En los próximos días, el Partido Socialista Obrero Español debe tomar una decisión trascendente para el futuro próximo de nuestro país: votar no de nuevo a la investidura de Mariano Rajoy como presidente del gobierno, o abstenerse y facilitar la formación de gobierno. Mucho se ha escrito sobre la conveniencia de facilitar el gobierno o la felonía que supondría rendir al principal partido de la izquierda frente al maléfico poder de los herederos del franquismo. Se han argumentado cuestiones políticas —imposibilidad de realizar una oposición tras haber facilitado la investidura, apoyo implícito a sus políticas regresivas—, tácticas —hundimiento del apoyo electoral futuro—, y éticas —imposibilidad de apoyar por activa o por pasiva el gobierno de un partido que tanto daño ha hecho a la calidad democrática de nuestro país. No falta, tampoco, quien atribuye al PSOE un carácter de partido de régimen y que absteniéndose no hará sino cumplir su cometido: apuntalar el decadente régimen del 78 apoyando al Partido Popular. Una muestra más, por lo tanto, del carácter intrínsecamente engañoso de las élites del PSOE, que llevan traicionando su historia prácticamente desde los tiempos de la transición.

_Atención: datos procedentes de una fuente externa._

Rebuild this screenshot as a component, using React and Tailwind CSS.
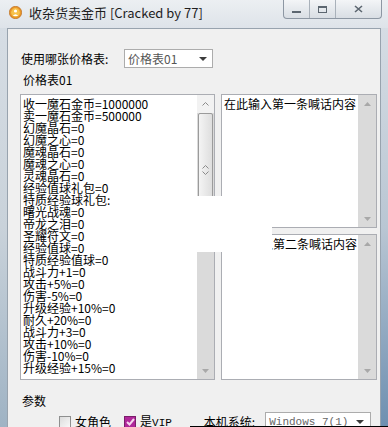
import React from 'react';

const cn = "font-['SimSun','Noto_Sans_CJK_SC',sans-serif]";

const lines = [
  '收一魔石金币=1000000',
  '卖一魔石金币=500000',
  '幻魔晶石=0',
  '幻魔之心=0',
  '魔魂晶石=0',
  '魔魂之心=0',
  '灵魂晶石=0',
  '经验值球礼包=0',
  '特质经验球礼包:',
  '曙光战魂=0',
  '帝龙之泪=0',
  '圣耀符文=0',
  '经验值球=0',
  '特质经验值球=0',
  '战斗力+1=0',
  '攻击+5%=0',
  '伤害-5%=0',
  '升级经验+10%=0',
  '耐久+20%=0',
  '战斗力+3=0',
  '攻击+10%=0',
  '伤害-10%=0',
  '升级经验+15%=0',
];

const Tri = ({ up }) => (
  <svg width="7" height="4" viewBox="0 0 7 4">
    <path d={up ? 'M0 4 L3.5 0 L7 4 Z' : 'M0 0 L3.5 4 L7 0 Z'} fill="#a8a8a8" />
  </svg>
);

const Chev = ({ up }) => (
  <svg width="7" height="4" viewBox="0 0 7 4">
    <path d={up ? 'M0.5 3.5 L3.5 0.5 L6.5 3.5' : 'M0.5 0.5 L3.5 3.5 L6.5 0.5'} fill="none" stroke="#8a8a8a" strokeWidth="1" />
  </svg>
);

// disabled win7 scrollbar (no thumb)
const EmptyScroll = () => (
  <div className="w-[18px] h-full bg-[#dadada] flex flex-col justify-between">
    <div className="h-[17px] flex items-center justify-center"><Tri up /></div>
    <div className="h-[17px] flex items-center justify-center"><Tri /></div>
  </div>
);

const ComboArrow = () => (
  <svg width="8" height="4" viewBox="0 0 8 4">
    <path d="M0 0 L8 0 L4 4 Z" fill="#3c3c3c" />
  </svg>
);

const App = () => {
  return (
    <div className={`relative w-[388px] h-[427px] overflow-hidden bg-[#d3dae2] ${cn}`}>
      {/* Title bar */}
      <div className="h-[28px] flex items-start bg-gradient-to-b from-[#eceff2] to-[#dee3e9]">
        <div className="mt-[6px] ml-[9px]">
          <svg width="13" height="13" viewBox="0 0 13 13">
            <circle cx="6.5" cy="6.5" r="6.2" fill="#e8962a" stroke="#b5651a" strokeWidth="0.6" />
            <circle cx="6.5" cy="6.5" r="4.4" fill="#f7c14a" />
            <circle cx="6.5" cy="5" r="1.6" fill="#fff" />
            <path d="M3.8 10 Q6.5 6.5 9.2 10 Z" fill="#fff" />
          </svg>
        </div>
        <div className="ml-[7px] mt-[5px] text-[13px] leading-[16px] text-[#1e1e1e] font-['Noto_Sans_CJK_SC',sans-serif]">
          收杂货卖金币 [Cracked by 77]
        </div>
        <div className="ml-auto mr-[6px] flex h-[19px] border border-t-0 border-[#8d97a3] rounded-b-[4px] bg-gradient-to-b from-[#f3f5f7] to-[#d9dee4] overflow-hidden">
          <div className="w-[26px] flex items-center justify-center border-r border-[#a9b1ba]">
            <div className="w-[9px] h-[2px] bg-[#5c6670] mt-[5px]" />
          </div>
          <div className="w-[26px] flex items-center justify-center border-r border-[#a9b1ba]">
            <div className="w-[9px] h-[7px] border border-[#5c6670] border-t-2" />
          </div>
          <div className="w-[45px] flex items-center justify-center">
            <svg width="9" height="8" viewBox="0 0 9 8">
              <path d="M1 1 L8 7 M8 1 L1 7" stroke="#5c6670" strokeWidth="1.6" />
            </svg>
          </div>
        </div>
      </div>

      <div className="flex h-[399px]">
        <div className="w-[7px] bg-gradient-to-b from-[#d6dde4] via-[#c9d2da] to-[#9fb3c4]" />
        {/* Client */}
        <div className="w-[374px] bg-[#f0f0f0] border-t border-l border-r border-[#98a3ae] pl-[12px] pt-[20px] text-[12px] leading-[12px] text-black">
          <div className="flex items-center h-[19px]">
            <div className="w-[104px] pl-[1px] text-[12px]">使用哪张价格表:</div>
            <div className="w-[89px] h-[19px] bg-white border border-[#acacac] flex items-center pl-[3px] pr-[5px]">
              <span className="text-[#555]">价格表01</span>
              <span className="ml-auto"><ComboArrow /></span>
            </div>
          </div>
          <div className="mt-[6px] ml-[3px] h-[12px]">价格表01</div>

          <div className="mt-[8px] flex gap-[6px]">
            {/* Left textarea */}
            <div className="w-[195px] h-[286px] bg-white border border-[#abadb3] flex">
              <div className="flex-1 pl-[2px] pt-[3px] overflow-hidden">
                {lines.map((l) => (
                  <div key={l} className="h-[12px] leading-[12px] whitespace-nowrap">{l}</div>
                ))}
              </div>
              <div className="w-[17px] h-full bg-[#dadada] flex flex-col">
                <div className="h-[18px] bg-[#f2f2f2] flex items-center justify-center"><Chev up /></div>
                <div className="h-[114px] mx-[1px] border border-[#9b9b9b] rounded-[2px] bg-gradient-to-r from-[#f4f4f4] to-[#dedede] flex flex-col items-center justify-center gap-[2px]">
                  <Chev up />
                  <Chev />
                </div>
                <div className="flex-1" />
                <div className="h-[17px] flex items-center justify-center"><Tri /></div>
              </div>
            </div>

            {/* Right column */}
            <div className="w-[156px] flex flex-col gap-[6px]">
              <div className="h-[134px] bg-white border border-[#abadb3] flex">
                <div className="flex-1 pl-[2px] pt-[3px] whitespace-nowrap">在此输入第一条喊话内容</div>
                <EmptyScroll />
              </div>
              <div className="h-[146px] bg-white border border-[#abadb3] flex">
                <div className="flex-1 pl-[3px] pt-[3px] whitespace-nowrap">在此输入第二条喊话内容</div>
                <EmptyScroll />
              </div>
            </div>
          </div>

          <div className="mt-[15px] ml-[2px] h-[12px]">参数</div>

          <div className="mt-[5px] flex items-center h-[19px]">
            <div className="ml-[39px] w-[12px] h-[12px] border border-[#8e8f8f] bg-gradient-to-br from-[#dcdcdc] to-[#f8f8f8]" />
            <span className="ml-[4px]">女角色</span>
            <div className="ml-[13px] w-[12px] h-[12px] border border-[#7a1d6a] bg-[#b0279a] flex items-center justify-center">
              <svg width="9" height="8" viewBox="0 0 9 8">
                <path d="M1 4 L3.5 6.5 L8 1" fill="none" stroke="#f6d6ef" strokeWidth="2" />
              </svg>
            </div>
            <span className="ml-[4px]">是<span className="font-['Liberation_Mono',monospace] text-[11px]">VIP</span></span>
            <span className="ml-[32px]">本机系统:</span>
            <div className="ml-[10px] w-[106px] h-[19px] bg-white border border-[#acacac] flex items-center pl-[3px] pr-[6px]">
              <span className="font-['Liberation_Mono',monospace] text-[11px] text-[#666]">Windows 7(1)</span>
              <span className="ml-auto"><ComboArrow /></span>
            </div>
          </div>
        </div>
        <div className="w-[7px] bg-gradient-to-b from-[#d6dde4] via-[#b9c6d3] to-[#6e8fb0]" />
      </div>

      {/* render glitch patch */}
      <div className="absolute left-[113px] top-[196px] w-[159px] h-[56px] bg-white" />
      <div className="absolute left-[190px] top-[426px] w-[198px] h-px bg-black" />
    </div>
  );
};

export default App;
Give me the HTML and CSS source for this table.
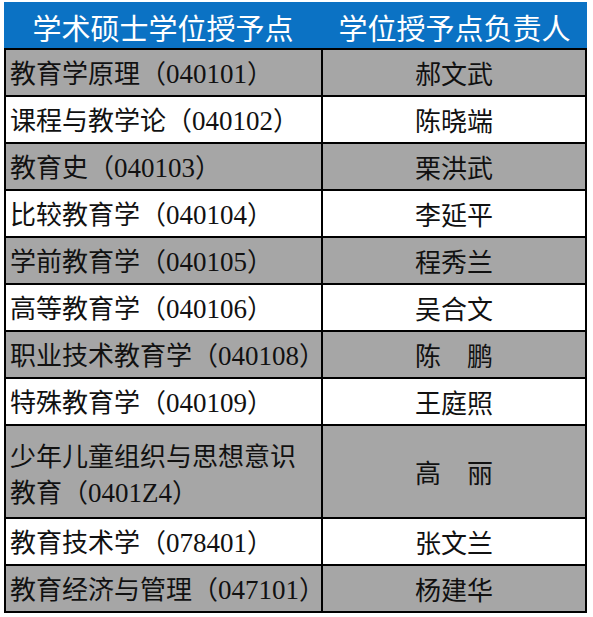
FILE: index.html
```html
<!DOCTYPE html>
<html>
<head>
<meta charset="utf-8">
<link rel="stylesheet" href="styles.css">
</head>
<body>
<div class="table">
  <div class="head">
    <div class="hcell">学术硕士学位授予点</div>
    <div class="hcell">学位授予点负责人</div>
  </div>
  <div class="row gray"><div class="c1"><div class="txt">教育学原理（<span class="num">040101</span>）</div></div><div class="c2">郝文武</div></div>
  <div class="row"><div class="c1"><div class="txt">课程与教学论（<span class="num">040102</span>）</div></div><div class="c2">陈晓端</div></div>
  <div class="row gray"><div class="c1"><div class="txt">教育史（<span class="num">040103</span>）</div></div><div class="c2">栗洪武</div></div>
  <div class="row"><div class="c1"><div class="txt">比较教育学（<span class="num">040104</span>）</div></div><div class="c2">李延平</div></div>
  <div class="row gray"><div class="c1"><div class="txt">学前教育学（<span class="num">040105</span>）</div></div><div class="c2">程秀兰</div></div>
  <div class="row"><div class="c1"><div class="txt">高等教育学（<span class="num">040106</span>）</div></div><div class="c2">吴合文</div></div>
  <div class="row gray"><div class="c1"><div class="txt">职业技术教育学（<span class="num">040108</span>）</div></div><div class="c2">陈　鹏</div></div>
  <div class="row"><div class="c1"><div class="txt">特殊教育学（<span class="num">040109</span>）</div></div><div class="c2">王庭照</div></div>
  <div class="row gray tall"><div class="c1"><div class="txt">少年儿童组织与思想意识<br>教育（<span class="num">0401Z4</span>）</div></div><div class="c2">高　丽</div></div>
  <div class="row"><div class="c1"><div class="txt">教育技术学（<span class="num">078401</span>）</div></div><div class="c2">张文兰</div></div>
  <div class="row gray"><div class="c1"><div class="txt">教育经济与管理（<span class="num">047101</span>）</div></div><div class="c2">杨建华</div></div>
</div>
</body>
</html>
```
FILE: styles.css
```css
html, body {
  margin: 0;
  padding: 0;
  background: #ffffff;
}

body {
  font-family: "Noto Sans CJK SC", sans-serif;
  color: #111111;
}

.table {
  margin: 2px 0 0 4px;
  width: 583px;
}

.head {
  display: grid;
  grid-template-columns: 318px 265px;
  height: 48px;
  box-sizing: border-box;
  background: #0b72c4;
  border-bottom: 2px solid #000000;
}

.hcell {
  display: flex;
  align-items: center;
  justify-content: center;
  color: #ffffff;
  font-size: 29px;
  padding-top: 3px;
  box-sizing: border-box;
}

.row {
  display: grid;
  grid-template-columns: 317px 1fr;
  height: 47px;
  box-sizing: border-box;
  border-left: 2px solid #000000;
  border-right: 2px solid #000000;
  border-bottom: 2px solid #000000;
  background: #ffffff;
  font-size: 26px;
}

.row.gray {
  background: #a6a6a6;
}

.row.tall {
  height: 93px;
}

.c1 {
  display: flex;
  align-items: center;
  padding-left: 4px;
  padding-top: 1px;
  border-right: 2px solid #000000;
  box-sizing: border-box;
  white-space: nowrap;
}

.txt {
  line-height: 36px;
}

.row.tall .c1 {
  padding-top: 5px;
}

.num {
  font-family: "Times New Roman", "Liberation Serif", "DejaVu Serif", serif;
  font-size: 27px;
}

.c2 {
  display: flex;
  align-items: center;
  justify-content: center;
}
```
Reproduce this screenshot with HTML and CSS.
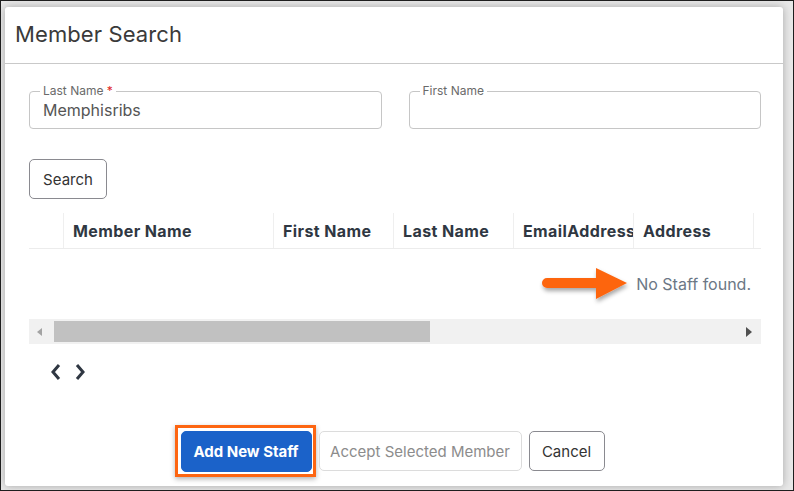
FILE: index.html
```html
<!DOCTYPE html>
<html lang="en">
<head>
  <meta charset="UTF-8">
  <title>Member Search</title>
  <link rel="stylesheet" href="styles.css">
</head>
<body>
  <div class="screen">
    <div class="modal">
      <div class="modal-header">
        <h1>Member Search</h1>
      </div>

      <div class="modal-body">
        <div class="fields">
          <div class="field">
            <label>Last Name <span class="req">*</span></label>
            <input type="text" value="Memphisribs">
          </div>
          <div class="field">
            <label>First Name</label>
            <input type="text" value="">
          </div>
        </div>

        <button type="button" class="btn search-btn">Search</button>

        <div class="grid">
          <div class="grid-head">
            <div class="col col-check"></div>
            <div class="col col-wide">Member Name</div>
            <div class="col">First Name</div>
            <div class="col">Last Name</div>
            <div class="col">EmailAddress</div>
            <div class="col">Address</div>
          </div>
          <div class="grid-empty">
            <svg class="callout-arrow" width="96" height="44" viewBox="0 0 96 44">
              <defs>
                <filter id="sh" x="-20%" y="-30%" width="140%" height="170%">
                  <feDropShadow dx="1" dy="3" stdDeviation="2" flood-color="#000" flood-opacity="0.35"/>
                </filter>
              </defs>
              <g filter="url(#sh)">
                <path d="M8 15 H57 V5 L88 20 L57 36 V25 H8 A5 5 0 0 1 8 15 Z" fill="#fd6511"/>
              </g>
            </svg>
            <span class="empty-text">No Staff found.</span>
          </div>
          <div class="hscroll">
            <span class="arrow-left"></span>
            <span class="thumb"></span>
            <span class="arrow-right"></span>
          </div>
        </div>

        <div class="pager">
          <svg width="12" height="18" viewBox="0 0 12 18"><path d="M9 2 L3 9 L9 16" fill="none" stroke="#2f3742" stroke-width="3"/></svg>
          <svg width="12" height="18" viewBox="0 0 12 18"><path d="M3 2 L9 9 L3 16" fill="none" stroke="#2f3742" stroke-width="3"/></svg>
        </div>
      </div>

      <div class="modal-footer">
        <span class="highlight">
          <button type="button" class="btn btn-primary">Add New Staff</button>
        </span>
        <button type="button" class="btn btn-disabled">Accept Selected Member</button>
        <button type="button" class="btn btn-cancel">Cancel</button>
      </div>
    </div>
  </div>
</body>
</html>
```

FILE: styles.css
```css
* {
  box-sizing: border-box;
}

body {
  margin: 0;
  font-family: 'Inter', 'Liberation Sans', sans-serif;
  background: #fff;
}

.screen {
  width: 794px;
  height: 491px;
  border: 1px solid #1e1e1e;
  background: #e8e8e8;
  padding: 6px 10px 4px 4px;
  overflow: hidden;
}

.modal {
  height: 100%;
  background: #fff;
  border-radius: 3px;
  box-shadow: 0 0 9px rgba(0, 0, 0, 0.28);
  display: flex;
  flex-direction: column;
}

.modal-header {
  height: 57px;
  border-bottom: 1px solid #c9c9c9;
  display: flex;
  align-items: center;
  padding-left: 10px;
}

.modal-header h1 {
  margin: 0 0 2px;
  font-size: 22px;
  font-weight: 400;
  color: #3a3a3a;
  letter-spacing: 0.1px;
}

.modal-body {
  padding: 27px 22px 0 24px;
  flex: 1;
}

.fields {
  display: flex;
  gap: 27px;
}

.field {
  position: relative;
  flex: 1;
  height: 38px;
  border: 1px solid #c6c6c6;
  border-radius: 4px;
}

.field label {
  position: absolute;
  top: -8px;
  left: 10px;
  padding: 0 3px;
  background: #fff;
  font-size: 12px;
  line-height: 14px;
  color: #6a6a6a;
}

.field .req {
  color: #e02424;
}

.field input {
  border: none;
  outline: none;
  width: 100%;
  height: 100%;
  padding: 0 13px;
  font-family: inherit;
  font-size: 16px;
  color: #555;
  background: transparent;
}

.btn {
  flex-shrink: 0;
  font-family: inherit;
  font-size: 15px;
  height: 40px;
  padding: 0 8px;
  white-space: nowrap;
  background: #fff;
  color: #333;
  border: 1px solid #8a8a90;
  border-radius: 5px;
  cursor: pointer;
}

.search-btn {
  margin-top: 30px;
  width: 78px;
}

.grid {
  margin-top: 14px;
}

.grid-head {
  display: flex;
  height: 36px;
  border-bottom: 1px solid #ececec;
}

.col {
  flex-shrink: 0;
  width: 120px;
  padding: 0 9px;
  border-right: 1px solid #efefef;
  font-size: 16px;
  font-weight: 700;
  letter-spacing: 0.4px;
  color: #2f3742;
  line-height: 36px;
  white-space: nowrap;
  overflow: hidden;
}

.col-check {
  width: 35px;
}

.col-wide {
  width: 210px;
}

.grid-empty {
  position: relative;
  height: 70px;
  display: flex;
  justify-content: flex-end;
  align-items: center;
  padding-right: 10px;
}

.empty-text {
  font-size: 16px;
  color: #6b7785;
}

.callout-arrow {
  position: absolute;
  left: 510px;
  top: 14px;
}

.hscroll {
  height: 25px;
  background: #f1f1f1;
  display: flex;
  align-items: center;
  padding: 0 9px 0 8px;
}

.arrow-left {
  width: 0;
  height: 0;
  border-top: 4px solid transparent;
  border-bottom: 4px solid transparent;
  border-right: 5px solid #a3a3a3;
}

.thumb {
  margin-left: 12px;
  width: 376px;
  height: 21px;
  background: #c1c1c1;
}

.arrow-right {
  margin-left: auto;
  width: 0;
  height: 0;
  border-top: 5px solid transparent;
  border-bottom: 5px solid transparent;
  border-left: 6px solid #505050;
}

.pager {
  display: flex;
  gap: 12px;
  margin-top: 19px;
  padding-left: 21px;
}

.modal-footer {
  display: flex;
  justify-content: center;
  align-items: center;
  gap: 7px;
  padding: 0 9px 9px 0;
}

.highlight {
  display: inline-flex;
  flex-shrink: 0;
  border: 3px solid #fd6511;
  padding: 3px 1px 2px 3px;
  margin-right: -4px;
  box-shadow: 0 2px 5px rgba(0, 0, 0, 0.3);
}

.btn-primary {
  width: 131px;
  height: 41px;
  background: #1b62c9;
  border-color: #1b62c9;
  color: #fff;
  font-weight: 700;
}

.btn-disabled {
  width: 203px;
  color: #8c8c8c;
  border-color: #dcdcdc;
}

.btn-cancel {
  width: 76px;
}
```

Por el lado de los partidarios de la abstención, se señala la necesidad de terminar con el proceso de indefinición política que dura ya demasiado tiempo, la conveniencia de ofrecer cierta estabilidad para poner en marcha una nueva agenda de reformas, la unidad de los partidos netamente constitucionalistas frente al desafío soberanista, o, más recientemente, la necesidad táctica de mantenerse como segunda fuerza política tras el traumático espectáculo ofrecido la última semana de septiembre, posición que seguramente se perdería en unas terceras elecciones.
Ante esta situación, cabe señalar dos aspectos que se están pasando por alto, quizá interesadamente, para analizar ponderadamente la situación. El primero de ellos es la realidad electoral: el Partido Popular ha sido el partido más votado en las elecciones, sacando casi tres millones de votos al segundo partido. Y lo ha hecho en dos ocasiones consecutivas. Números insuficientes para gobernar en solitario, sin duda, pero significativos. Adicionalmente, los partidos de centro derecha han superado a los partidos de centro izquierda e izquierda en el transcurso de las dos elecciones. Si el 20 de diciembre, la izquierda era mayoritaria, hoy lo es la derecha. Es decir, estamos en esta situación porque la izquierda no tiene una mayoría electoral. Conviene no olvidar esto: los partidos de izquierda, en un contexto de descomposición del Partido Popular, acosado por los casos de corrupción y por los efectos de sus políticas de recortes, no han sido capaces de superar al centro derecha.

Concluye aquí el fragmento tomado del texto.